Subcontractors also increase
The strategy of increasing in-house production capacity also involves Italian subcontractors working for the brands. This is the case of Dimar Group, which in June 2022 inaugurated a new 11,000 square metre plant in Campli (Teramo) and is planning another 14,000 square metre plant in Valentano (Viterbo). The aim is to double the number of employees and reach 1,000. The same goes for Desa, a Turkish subcontractor that has decided to open a production site in Poppi (Arezzo), opening in March 2023.
Again: Gab, a leather goods manufacturer controlled by the Hind group through Holding Moda, which in January 2023 opened its new site of almost 20,000 square metres in Capalle (Campi Bisenzio) at the end of a €5 million redevelopment. In these cases, the investments are also aimed at concentrating the supply chain in order to have maximum traceability of production, more homogeneous product quality, and the reduction of dispersion in small external workshops that generate costs for control and transfer of goods.

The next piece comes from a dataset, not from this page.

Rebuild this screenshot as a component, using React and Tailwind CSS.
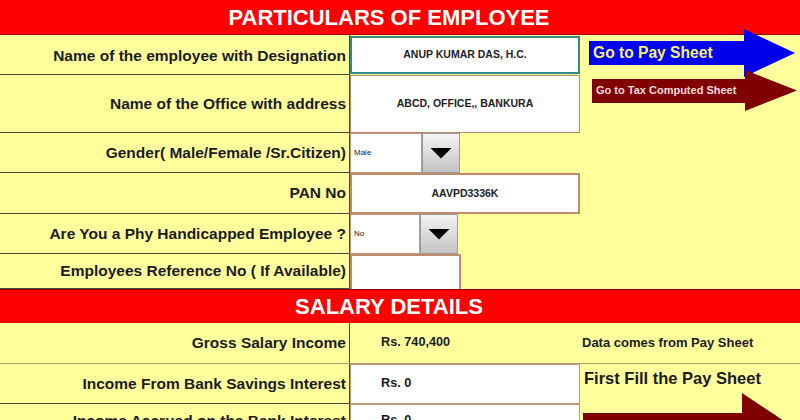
import React from 'react';

const FONT = "font-['Liberation_Sans',Arial,sans-serif]";

function Label({ children, h }) {
  return (
    <div
      className={`w-[350px] shrink-0 border-r border-b border-[#4a4a3a] flex items-center justify-end pr-[3px] text-[15.5px] font-bold text-[#1c1c1c] ${h}`}
    >
      {children}
    </div>
  );
}

function Dropdown({ value, w }) {
  return (
    <div className="flex h-full">
      <div className={`${w} h-full bg-white border border-[#c9957a] flex items-center pl-[3px] text-[8px] text-[#222]`}>
        {value}
      </div>
      <div className="w-[38px] h-full border border-[#9a9a9a] bg-gradient-to-b from-[#f4f4f4] to-[#c4c4c4] flex items-center justify-center">
        <div className="w-[22px] h-[11px] bg-black [clip-path:polygon(0_0,100%_0,50%_100%)]" />
      </div>
    </div>
  );
}

function Arrow({ body, bodyW, bodyH, headW, headH, children, textCls }) {
  return (
    <div className="flex items-center">
      <div className={`${body} ${bodyW} ${bodyH} flex items-center pl-[4px] whitespace-nowrap ${textCls}`}>
        {children}
      </div>
      <div className={`${body} ${headW} ${headH} -ml-[6px] [clip-path:polygon(0_0,100%_50%,0_100%)]`} />
    </div>
  );
}

export default function App() {
  return (
    <div className={`w-[800px] h-[420px] overflow-hidden bg-[#ffff9c] relative ${FONT}`}>
      {/* header */}
      <div className="h-[35px] bg-[#ff0000] flex items-center justify-center pr-[22px] text-white text-[22px] font-bold border-b border-[#a00000]">
        PARTICULARS OF EMPLOYEE
      </div>

      {/* employee rows */}
      <div className="flex">
        <Label h="h-[40px] pt-[3px]">Name of the employee with Designation</Label>
        <div className="w-[230px] h-[40px] py-[1px]">
          <div className="h-full bg-white border-2 border-[#338a8a] flex items-center justify-center text-[10.5px] font-bold text-[#222]">
            ANUP KUMAR DAS, H.C.
          </div>
        </div>
      </div>
      <div className="flex">
        <Label h="h-[58px]">Name of the Office with address</Label>
        <div className="w-[230px] h-[58px]">
          <div className="h-full bg-white border border-[#b8866a] flex items-center justify-center text-[10.5px] font-bold text-[#222]">
            ABCD, OFFICE,, BANKURA
          </div>
        </div>
      </div>
      <div className="flex">
        <Label h="h-[40px]">Gender( Male/Female /Sr.Citizen)</Label>
        <div className="h-[40px]">
          <Dropdown value="Male" w="w-[72px]" />
        </div>
      </div>
      <div className="flex">
        <Label h="h-[41px]">PAN No</Label>
        <div className="w-[230px] h-[41px]">
          <div className="h-full bg-white border-2 border-[#c08a6c] flex items-center justify-center text-[10.5px] font-bold text-[#222]">
            AAVPD3336K
          </div>
        </div>
      </div>
      <div className="flex">
        <Label h="h-[40px]">Are You a Phy Handicapped Employee ?</Label>
        <div className="h-[40px]">
          <Dropdown value="No" w="w-[70px]" />
        </div>
      </div>
      <div className="flex">
        <Label h="h-[35px]">Employees Reference No ( If Available)</Label>
        <div className="w-[111px] h-[35px] bg-white border-2 border-b-0 border-[#c08a6c]" />
      </div>

      {/* salary header */}
      <div className="h-[34px] bg-[#ff0000] flex items-center justify-center pr-[22px] text-white text-[22px] font-bold border-t border-[#8a0000]">
        SALARY DETAILS
      </div>

      <div className="flex border-b border-[#b89a70]">
        <Label h="h-[40px] border-b-0">Gross Salary Income</Label>
        <div className="w-[230px] h-[40px] flex items-center pl-[31px] text-[12.7px] font-bold text-[#1c1c1c]">
          Rs. 740,400
        </div>
        <div className="h-[40px] flex items-center pl-[2px] text-[13px] font-bold text-[#1c1c1c]">
          Data comes from Pay Sheet
        </div>
      </div>
      <div className="flex">
        <Label h="h-[40px]">Income From Bank Savings Interest</Label>
        <div className="w-[230px] h-[40px] bg-white border border-[#c9957a] flex items-center pl-[30px] text-[12.7px] font-bold text-[#1c1c1c]">
          Rs. 0
        </div>
      </div>
      <div className="flex">
        <Label h="h-[40px] items-start pt-[5px]">Income Accrued on the Bank Interest</Label>
        <div className="w-[230px] h-[40px] bg-white border border-[#c9957a] flex items-start pt-[6px] pl-[30px] text-[12.7px] font-bold text-[#1c1c1c]">
          Rs. 0
        </div>
      </div>

      {/* floating shapes */}
      <div className="absolute left-[589px] top-[29px]">
        <Arrow
          body="bg-[#0000ee]"
          bodyW="w-[161px]"
          bodyH="h-[24px]"
          headW="w-[51px]"
          headH="h-[48px]"
          textCls="text-[15.6px] font-bold text-[#f2f07a]"
        >
          Go to Pay Sheet
        </Arrow>
      </div>
      <div className="absolute left-[592px] top-[70px]">
        <Arrow
          body="bg-[#800000]"
          bodyW="w-[159px]"
          bodyH="h-[24px]"
          headW="w-[52px]"
          headH="h-[41px]"
          textCls="text-[11px] font-bold text-[#f4dcdc] pl-[3px]"
        >
          Go to Tax Computed Sheet
        </Arrow>
      </div>
      <div className="absolute left-[584px] top-[366px] text-[16.5px] font-bold text-[#1c1c1c]">
        First Fill the Pay Sheet
      </div>
      <div className="absolute left-[583px] top-[393px]">
        <Arrow
          body="bg-[#800000]"
          bodyW="w-[165px]"
          bodyH="h-[40px]"
          headW="w-[60px]"
          headH="h-[80px]"
          textCls=""
        />
      </div>
    </div>
  );
}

The ultimate contradiction
How long will this race increase production last? Legitimate question, as there are whispers going around that the warehouses of some designer labels are struggling to unload unsold stock. And after all, doesn’t all this overproduction sound contradictory if François-Henri Pinault, number one of Kering, then comes along and announces that production must decrease in order to meet climate targets?